• **Data section**:

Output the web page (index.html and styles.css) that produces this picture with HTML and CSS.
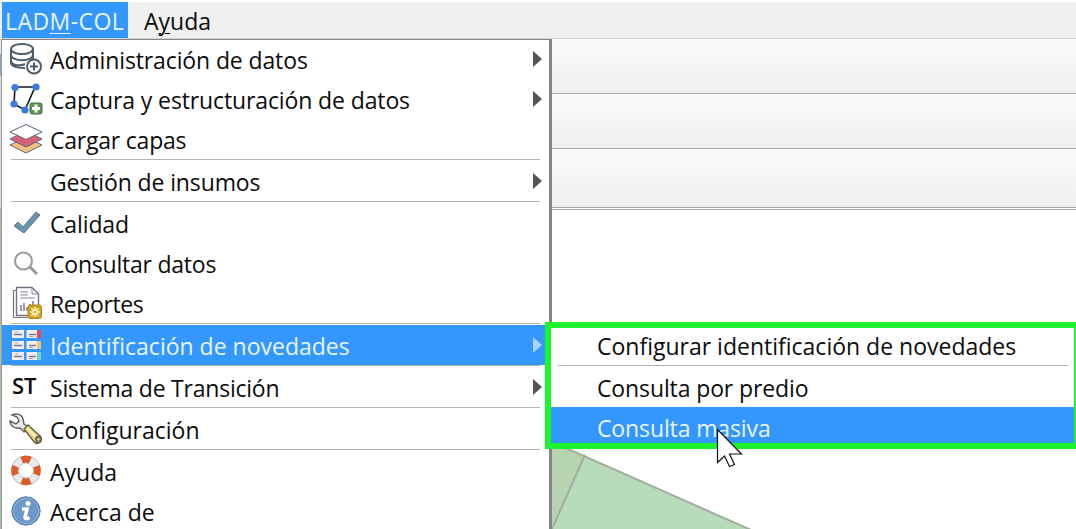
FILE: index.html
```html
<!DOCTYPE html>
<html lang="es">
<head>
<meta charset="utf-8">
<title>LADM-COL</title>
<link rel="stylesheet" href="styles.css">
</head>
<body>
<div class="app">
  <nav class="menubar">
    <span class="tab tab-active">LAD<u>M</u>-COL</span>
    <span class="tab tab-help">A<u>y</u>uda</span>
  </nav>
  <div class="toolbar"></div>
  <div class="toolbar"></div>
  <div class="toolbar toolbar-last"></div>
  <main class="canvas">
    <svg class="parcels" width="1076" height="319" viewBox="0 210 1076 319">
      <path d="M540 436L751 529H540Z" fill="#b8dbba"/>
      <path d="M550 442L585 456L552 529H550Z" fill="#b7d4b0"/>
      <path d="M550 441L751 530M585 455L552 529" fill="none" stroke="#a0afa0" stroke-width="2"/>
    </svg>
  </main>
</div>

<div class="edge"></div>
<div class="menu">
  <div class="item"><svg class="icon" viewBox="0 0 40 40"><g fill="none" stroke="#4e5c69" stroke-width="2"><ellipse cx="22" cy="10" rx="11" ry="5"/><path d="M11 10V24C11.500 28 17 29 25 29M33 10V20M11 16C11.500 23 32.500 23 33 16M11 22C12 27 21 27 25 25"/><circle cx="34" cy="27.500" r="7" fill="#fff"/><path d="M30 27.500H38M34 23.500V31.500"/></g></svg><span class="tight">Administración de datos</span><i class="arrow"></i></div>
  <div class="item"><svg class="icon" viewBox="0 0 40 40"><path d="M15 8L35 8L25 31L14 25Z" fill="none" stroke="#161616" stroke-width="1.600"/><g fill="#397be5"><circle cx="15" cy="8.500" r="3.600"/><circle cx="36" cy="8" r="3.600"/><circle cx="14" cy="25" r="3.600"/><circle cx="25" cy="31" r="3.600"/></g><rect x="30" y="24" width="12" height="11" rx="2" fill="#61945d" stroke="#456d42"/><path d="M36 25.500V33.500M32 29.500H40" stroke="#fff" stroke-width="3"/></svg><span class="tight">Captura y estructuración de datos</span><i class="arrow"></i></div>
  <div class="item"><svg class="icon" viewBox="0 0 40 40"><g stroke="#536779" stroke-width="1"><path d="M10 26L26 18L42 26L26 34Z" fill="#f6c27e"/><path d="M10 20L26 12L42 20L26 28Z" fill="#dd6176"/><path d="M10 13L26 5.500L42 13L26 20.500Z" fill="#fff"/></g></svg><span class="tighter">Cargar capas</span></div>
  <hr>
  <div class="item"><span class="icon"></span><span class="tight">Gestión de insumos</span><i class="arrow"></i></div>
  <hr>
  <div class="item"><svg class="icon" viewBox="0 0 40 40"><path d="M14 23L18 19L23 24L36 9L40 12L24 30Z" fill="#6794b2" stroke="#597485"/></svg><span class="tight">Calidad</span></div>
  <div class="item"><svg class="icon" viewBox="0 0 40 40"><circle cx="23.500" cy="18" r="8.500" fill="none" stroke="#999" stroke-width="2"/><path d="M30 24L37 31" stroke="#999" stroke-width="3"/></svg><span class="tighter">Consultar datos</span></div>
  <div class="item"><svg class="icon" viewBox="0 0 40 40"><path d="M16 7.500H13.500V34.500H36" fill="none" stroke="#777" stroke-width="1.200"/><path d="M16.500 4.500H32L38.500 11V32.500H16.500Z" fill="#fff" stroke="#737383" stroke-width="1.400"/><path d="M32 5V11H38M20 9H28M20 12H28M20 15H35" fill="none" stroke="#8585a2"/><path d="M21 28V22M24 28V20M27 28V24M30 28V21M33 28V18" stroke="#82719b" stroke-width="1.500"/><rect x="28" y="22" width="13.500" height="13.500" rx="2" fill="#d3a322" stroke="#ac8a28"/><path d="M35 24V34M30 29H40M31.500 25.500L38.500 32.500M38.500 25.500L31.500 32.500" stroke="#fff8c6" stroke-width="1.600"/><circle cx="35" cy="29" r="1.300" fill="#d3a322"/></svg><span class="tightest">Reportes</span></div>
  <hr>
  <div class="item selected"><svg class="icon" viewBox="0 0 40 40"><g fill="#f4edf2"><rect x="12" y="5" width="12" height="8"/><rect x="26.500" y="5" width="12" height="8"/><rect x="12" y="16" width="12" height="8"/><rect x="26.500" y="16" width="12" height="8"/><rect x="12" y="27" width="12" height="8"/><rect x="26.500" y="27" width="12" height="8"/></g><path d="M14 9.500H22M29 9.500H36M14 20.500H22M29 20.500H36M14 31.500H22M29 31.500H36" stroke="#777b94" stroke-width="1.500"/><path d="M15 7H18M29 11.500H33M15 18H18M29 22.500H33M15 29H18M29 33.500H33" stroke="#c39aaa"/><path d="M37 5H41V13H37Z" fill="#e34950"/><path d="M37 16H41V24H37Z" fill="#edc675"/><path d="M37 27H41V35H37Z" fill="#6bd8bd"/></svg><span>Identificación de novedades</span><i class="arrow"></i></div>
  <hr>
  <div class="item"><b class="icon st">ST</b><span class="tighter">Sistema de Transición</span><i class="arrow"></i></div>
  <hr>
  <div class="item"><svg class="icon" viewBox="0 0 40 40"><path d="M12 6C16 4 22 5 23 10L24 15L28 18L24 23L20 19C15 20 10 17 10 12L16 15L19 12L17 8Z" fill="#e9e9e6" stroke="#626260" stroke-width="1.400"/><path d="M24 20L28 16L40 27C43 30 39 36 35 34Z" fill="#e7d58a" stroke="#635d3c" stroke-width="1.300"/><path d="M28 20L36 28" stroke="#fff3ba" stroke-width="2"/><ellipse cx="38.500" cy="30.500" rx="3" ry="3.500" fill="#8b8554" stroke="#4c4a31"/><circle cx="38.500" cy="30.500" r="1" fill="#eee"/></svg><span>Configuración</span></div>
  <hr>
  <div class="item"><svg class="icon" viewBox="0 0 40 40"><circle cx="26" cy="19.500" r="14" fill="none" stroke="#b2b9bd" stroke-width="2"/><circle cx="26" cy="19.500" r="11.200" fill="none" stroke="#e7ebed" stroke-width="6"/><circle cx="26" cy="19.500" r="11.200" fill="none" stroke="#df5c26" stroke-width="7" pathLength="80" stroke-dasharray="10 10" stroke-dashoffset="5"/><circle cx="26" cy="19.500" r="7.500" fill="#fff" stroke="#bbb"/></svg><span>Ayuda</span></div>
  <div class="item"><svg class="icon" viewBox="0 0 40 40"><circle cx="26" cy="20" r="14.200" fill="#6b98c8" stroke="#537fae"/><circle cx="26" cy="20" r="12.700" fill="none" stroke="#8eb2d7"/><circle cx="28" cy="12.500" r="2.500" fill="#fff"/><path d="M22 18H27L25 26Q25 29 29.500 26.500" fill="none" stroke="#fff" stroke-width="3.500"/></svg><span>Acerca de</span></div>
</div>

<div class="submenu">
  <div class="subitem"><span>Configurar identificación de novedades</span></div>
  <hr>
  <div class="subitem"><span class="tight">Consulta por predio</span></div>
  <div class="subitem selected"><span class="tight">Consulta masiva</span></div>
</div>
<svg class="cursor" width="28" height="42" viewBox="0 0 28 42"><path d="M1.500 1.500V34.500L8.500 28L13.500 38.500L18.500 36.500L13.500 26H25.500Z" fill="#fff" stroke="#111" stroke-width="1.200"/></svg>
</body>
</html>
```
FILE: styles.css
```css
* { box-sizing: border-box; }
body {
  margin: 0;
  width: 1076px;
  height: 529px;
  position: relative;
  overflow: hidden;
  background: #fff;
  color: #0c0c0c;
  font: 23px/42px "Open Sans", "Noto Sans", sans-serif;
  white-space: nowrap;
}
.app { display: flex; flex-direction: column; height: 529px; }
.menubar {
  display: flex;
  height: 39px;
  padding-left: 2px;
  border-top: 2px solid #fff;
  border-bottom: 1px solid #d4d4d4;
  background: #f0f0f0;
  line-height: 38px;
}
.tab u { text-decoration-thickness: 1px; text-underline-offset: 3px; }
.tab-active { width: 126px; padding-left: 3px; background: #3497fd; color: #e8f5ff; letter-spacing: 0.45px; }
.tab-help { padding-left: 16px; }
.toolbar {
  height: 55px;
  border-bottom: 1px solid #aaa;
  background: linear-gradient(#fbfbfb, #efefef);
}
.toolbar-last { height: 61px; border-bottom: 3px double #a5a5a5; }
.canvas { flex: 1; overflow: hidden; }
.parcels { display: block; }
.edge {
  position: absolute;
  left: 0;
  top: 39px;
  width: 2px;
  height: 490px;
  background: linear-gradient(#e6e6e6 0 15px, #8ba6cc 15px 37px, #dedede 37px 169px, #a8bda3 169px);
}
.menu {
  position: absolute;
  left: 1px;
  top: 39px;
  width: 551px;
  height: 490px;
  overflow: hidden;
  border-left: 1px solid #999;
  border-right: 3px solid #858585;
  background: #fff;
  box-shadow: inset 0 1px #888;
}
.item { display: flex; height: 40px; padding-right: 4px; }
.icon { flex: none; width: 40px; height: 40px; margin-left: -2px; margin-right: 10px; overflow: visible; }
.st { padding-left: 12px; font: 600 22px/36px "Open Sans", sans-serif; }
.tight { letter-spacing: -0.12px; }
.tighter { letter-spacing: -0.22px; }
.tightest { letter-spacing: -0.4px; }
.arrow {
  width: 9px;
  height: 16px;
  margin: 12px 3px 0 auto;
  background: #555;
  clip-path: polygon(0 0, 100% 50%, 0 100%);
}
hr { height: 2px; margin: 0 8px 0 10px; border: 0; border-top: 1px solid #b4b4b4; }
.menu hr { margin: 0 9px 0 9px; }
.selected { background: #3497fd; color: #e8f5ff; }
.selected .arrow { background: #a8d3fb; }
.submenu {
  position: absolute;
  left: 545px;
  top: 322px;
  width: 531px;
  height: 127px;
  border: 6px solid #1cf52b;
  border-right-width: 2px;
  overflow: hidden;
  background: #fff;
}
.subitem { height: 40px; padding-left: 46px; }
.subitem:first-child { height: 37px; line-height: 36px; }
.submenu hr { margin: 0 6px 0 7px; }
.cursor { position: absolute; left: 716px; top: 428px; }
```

• **What you have to do**: Scan the data for the word "styles" and copy every line where it shows up.

• **Full output**:
Output the web page (index.html and styles.css) that produces this picture with HTML and CSS.
<link rel="stylesheet" href="styles.css">
FILE: styles.css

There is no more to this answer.